## Instruction
Write out the listing below in full and exactly, leaving out every picture.

## Information given

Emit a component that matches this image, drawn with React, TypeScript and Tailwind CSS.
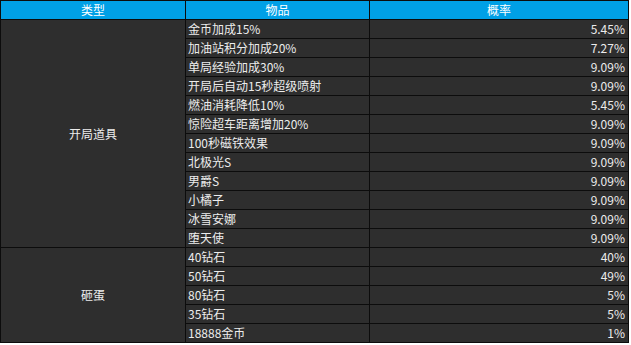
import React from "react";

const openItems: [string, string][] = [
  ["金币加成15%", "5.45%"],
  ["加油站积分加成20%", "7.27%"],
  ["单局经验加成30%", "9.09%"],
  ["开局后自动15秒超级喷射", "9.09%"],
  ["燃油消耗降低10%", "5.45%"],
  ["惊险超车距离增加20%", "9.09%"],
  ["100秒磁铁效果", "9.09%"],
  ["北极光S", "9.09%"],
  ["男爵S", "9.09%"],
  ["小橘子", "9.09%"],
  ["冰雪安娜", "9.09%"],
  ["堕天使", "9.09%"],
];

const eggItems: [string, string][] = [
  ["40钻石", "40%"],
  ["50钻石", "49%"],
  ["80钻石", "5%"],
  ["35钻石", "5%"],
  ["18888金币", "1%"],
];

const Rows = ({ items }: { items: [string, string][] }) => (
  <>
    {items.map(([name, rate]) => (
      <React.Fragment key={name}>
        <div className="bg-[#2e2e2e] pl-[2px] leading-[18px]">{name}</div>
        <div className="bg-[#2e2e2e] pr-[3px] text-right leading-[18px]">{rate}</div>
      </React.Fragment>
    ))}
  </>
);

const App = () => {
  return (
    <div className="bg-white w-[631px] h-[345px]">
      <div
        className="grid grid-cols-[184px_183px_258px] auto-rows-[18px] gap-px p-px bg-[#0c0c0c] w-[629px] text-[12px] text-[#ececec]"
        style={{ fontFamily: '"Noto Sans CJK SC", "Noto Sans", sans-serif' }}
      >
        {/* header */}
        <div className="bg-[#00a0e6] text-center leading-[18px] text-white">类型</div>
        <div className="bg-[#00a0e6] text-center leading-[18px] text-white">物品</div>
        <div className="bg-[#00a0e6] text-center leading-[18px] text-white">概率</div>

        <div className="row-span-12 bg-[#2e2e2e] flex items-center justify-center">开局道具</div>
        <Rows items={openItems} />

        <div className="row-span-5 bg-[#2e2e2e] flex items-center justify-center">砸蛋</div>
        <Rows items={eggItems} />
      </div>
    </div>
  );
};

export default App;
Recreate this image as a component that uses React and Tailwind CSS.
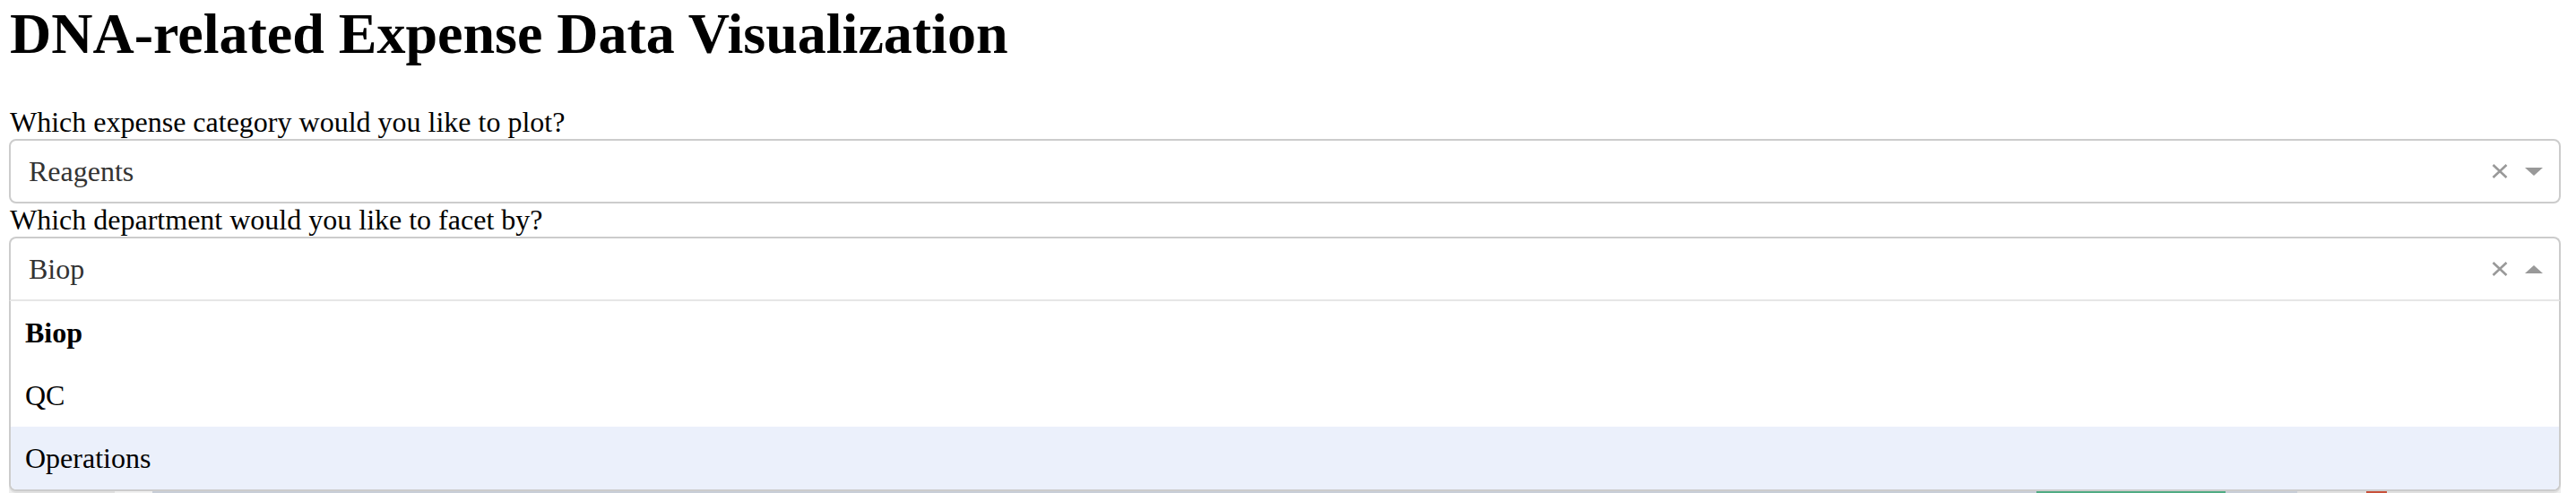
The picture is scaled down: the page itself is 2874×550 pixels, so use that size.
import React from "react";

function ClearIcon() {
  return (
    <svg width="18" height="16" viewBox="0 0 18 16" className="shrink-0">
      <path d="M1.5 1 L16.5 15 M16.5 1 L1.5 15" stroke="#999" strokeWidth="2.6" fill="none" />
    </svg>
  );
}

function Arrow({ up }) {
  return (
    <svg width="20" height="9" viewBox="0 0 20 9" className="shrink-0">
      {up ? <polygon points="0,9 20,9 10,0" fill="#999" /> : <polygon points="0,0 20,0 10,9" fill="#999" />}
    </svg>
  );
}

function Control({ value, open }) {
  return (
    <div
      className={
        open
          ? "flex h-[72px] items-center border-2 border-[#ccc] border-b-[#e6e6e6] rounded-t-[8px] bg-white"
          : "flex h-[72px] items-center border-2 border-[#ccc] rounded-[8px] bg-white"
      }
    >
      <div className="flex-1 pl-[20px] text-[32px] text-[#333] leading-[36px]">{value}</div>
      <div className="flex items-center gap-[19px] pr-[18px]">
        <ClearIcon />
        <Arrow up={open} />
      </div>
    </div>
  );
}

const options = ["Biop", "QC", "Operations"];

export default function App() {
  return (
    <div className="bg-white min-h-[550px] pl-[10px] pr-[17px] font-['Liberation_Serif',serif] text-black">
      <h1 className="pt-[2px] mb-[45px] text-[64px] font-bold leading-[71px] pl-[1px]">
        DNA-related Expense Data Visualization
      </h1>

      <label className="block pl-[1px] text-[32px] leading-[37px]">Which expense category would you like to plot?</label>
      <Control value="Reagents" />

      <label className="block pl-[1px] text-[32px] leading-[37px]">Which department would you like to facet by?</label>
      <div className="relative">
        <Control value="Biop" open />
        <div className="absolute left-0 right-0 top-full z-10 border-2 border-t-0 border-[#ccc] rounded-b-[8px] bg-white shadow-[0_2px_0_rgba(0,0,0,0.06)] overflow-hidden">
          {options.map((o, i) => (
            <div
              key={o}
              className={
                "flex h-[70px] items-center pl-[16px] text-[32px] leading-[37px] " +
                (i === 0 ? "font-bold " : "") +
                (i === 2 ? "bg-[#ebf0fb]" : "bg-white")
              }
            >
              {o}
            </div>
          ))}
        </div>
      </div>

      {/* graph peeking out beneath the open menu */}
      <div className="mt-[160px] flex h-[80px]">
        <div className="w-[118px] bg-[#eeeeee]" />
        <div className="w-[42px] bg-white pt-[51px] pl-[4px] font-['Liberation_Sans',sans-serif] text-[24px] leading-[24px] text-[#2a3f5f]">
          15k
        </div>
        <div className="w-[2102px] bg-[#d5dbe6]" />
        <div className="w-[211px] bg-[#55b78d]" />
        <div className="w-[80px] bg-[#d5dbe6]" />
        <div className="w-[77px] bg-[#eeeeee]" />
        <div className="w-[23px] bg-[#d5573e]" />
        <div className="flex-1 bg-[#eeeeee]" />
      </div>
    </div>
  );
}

## The response
Emit a component that matches this image, drawn with React, TypeScript and Tailwind CSS.
import React from "react";

const openItems: [string, string][] = [
  ["金币加成15%", "5.45%"],
  ["加油站积分加成20%", "7.27%"],
  ["单局经验加成30%", "9.09%"],
  ["开局后自动15秒超级喷射", "9.09%"],
  ["燃油消耗降低10%", "5.45%"],
  ["惊险超车距离增加20%", "9.09%"],
  ["100秒磁铁效果", "9.09%"],
  ["北极光S", "9.09%"],
  ["男爵S", "9.09%"],
  ["小橘子", "9.09%"],
  ["冰雪安娜", "9.09%"],
  ["堕天使", "9.09%"],
];

const eggItems: [string, string][] = [
  ["40钻石", "40%"],
  ["50钻石", "49%"],
  ["80钻石", "5%"],
  ["35钻石", "5%"],
  ["18888金币", "1%"],
];

const Rows = ({ items }: { items: [string, string][] }) => (
  <>
    {items.map(([name, rate]) => (
      <React.Fragment key={name}>
        <div className="bg-[#2e2e2e] pl-[2px] leading-[18px]">{name}</div>
        <div className="bg-[#2e2e2e] pr-[3px] text-right leading-[18px]">{rate}</div>
      </React.Fragment>
    ))}
  </>
);

const App = () => {
  return (
    <div className="bg-white w-[631px] h-[345px]">
      <div
        className="grid grid-cols-[184px_183px_258px] auto-rows-[18px] gap-px p-px bg-[#0c0c0c] w-[629px] text-[12px] text-[#ececec]"
        style={{ fontFamily: '"Noto Sans CJK SC", "Noto Sans", sans-serif' }}
      >
        {/* header */}
        <div className="bg-[#00a0e6] text-center leading-[18px] text-white">类型</div>
        <div className="bg-[#00a0e6] text-center leading-[18px] text-white">物品</div>
        <div className="bg-[#00a0e6] text-center leading-[18px] text-white">概率</div>

        <div className="row-span-12 bg-[#2e2e2e] flex items-center justify-center">开局道具</div>
        <Rows items={openItems} />

        <div className="row-span-5 bg-[#2e2e2e] flex items-center justify-center">砸蛋</div>
        <Rows items={eggItems} />
      </div>
    </div>
  );
};

export default App;
Recreate this image as a component that uses React and Tailwind CSS.
The picture is scaled down: the page itself is 2874×550 pixels, so use that size.
import React from "react";

function ClearIcon() {
  return (
    <svg width="18" height="16" viewBox="0 0 18 16" className="shrink-0">
      <path d="M1.5 1 L16.5 15 M16.5 1 L1.5 15" stroke="#999" strokeWidth="2.6" fill="none" />
    </svg>
  );
}

function Arrow({ up }) {
  return (
    <svg width="20" height="9" viewBox="0 0 20 9" className="shrink-0">
      {up ? <polygon points="0,9 20,9 10,0" fill="#999" /> : <polygon points="0,0 20,0 10,9" fill="#999" />}
    </svg>
  );
}

function Control({ value, open }) {
  return (
    <div
      className={
        open
          ? "flex h-[72px] items-center border-2 border-[#ccc] border-b-[#e6e6e6] rounded-t-[8px] bg-white"
          : "flex h-[72px] items-center border-2 border-[#ccc] rounded-[8px] bg-white"
      }
    >
      <div className="flex-1 pl-[20px] text-[32px] text-[#333] leading-[36px]">{value}</div>
      <div className="flex items-center gap-[19px] pr-[18px]">
        <ClearIcon />
        <Arrow up={open} />
      </div>
    </div>
  );
}

const options = ["Biop", "QC", "Operations"];

export default function App() {
  return (
    <div className="bg-white min-h-[550px] pl-[10px] pr-[17px] font-['Liberation_Serif',serif] text-black">
      <h1 className="pt-[2px] mb-[45px] text-[64px] font-bold leading-[71px] pl-[1px]">
        DNA-related Expense Data Visualization
      </h1>

      <label className="block pl-[1px] text-[32px] leading-[37px]">Which expense category would you like to plot?</label>
      <Control value="Reagents" />

      <label className="block pl-[1px] text-[32px] leading-[37px]">Which department would you like to facet by?</label>
      <div className="relative">
        <Control value="Biop" open />
        <div className="absolute left-0 right-0 top-full z-10 border-2 border-t-0 border-[#ccc] rounded-b-[8px] bg-white shadow-[0_2px_0_rgba(0,0,0,0.06)] overflow-hidden">
          {options.map((o, i) => (
            <div
              key={o}
              className={
                "flex h-[70px] items-center pl-[16px] text-[32px] leading-[37px] " +
                (i === 0 ? "font-bold " : "") +
                (i === 2 ? "bg-[#ebf0fb]" : "bg-white")
              }
            >
              {o}
            </div>
          ))}
        </div>
      </div>

      {/* graph peeking out beneath the open menu */}
      <div className="mt-[160px] flex h-[80px]">
        <div className="w-[118px] bg-[#eeeeee]" />
        <div className="w-[42px] bg-white pt-[51px] pl-[4px] font-['Liberation_Sans',sans-serif] text-[24px] leading-[24px] text-[#2a3f5f]">
          15k
        </div>
        <div className="w-[2102px] bg-[#d5dbe6]" />
        <div className="w-[211px] bg-[#55b78d]" />
        <div className="w-[80px] bg-[#d5dbe6]" />
        <div className="w-[77px] bg-[#eeeeee]" />
        <div className="w-[23px] bg-[#d5573e]" />
        <div className="flex-1 bg-[#eeeeee]" />
      </div>
    </div>
  );
}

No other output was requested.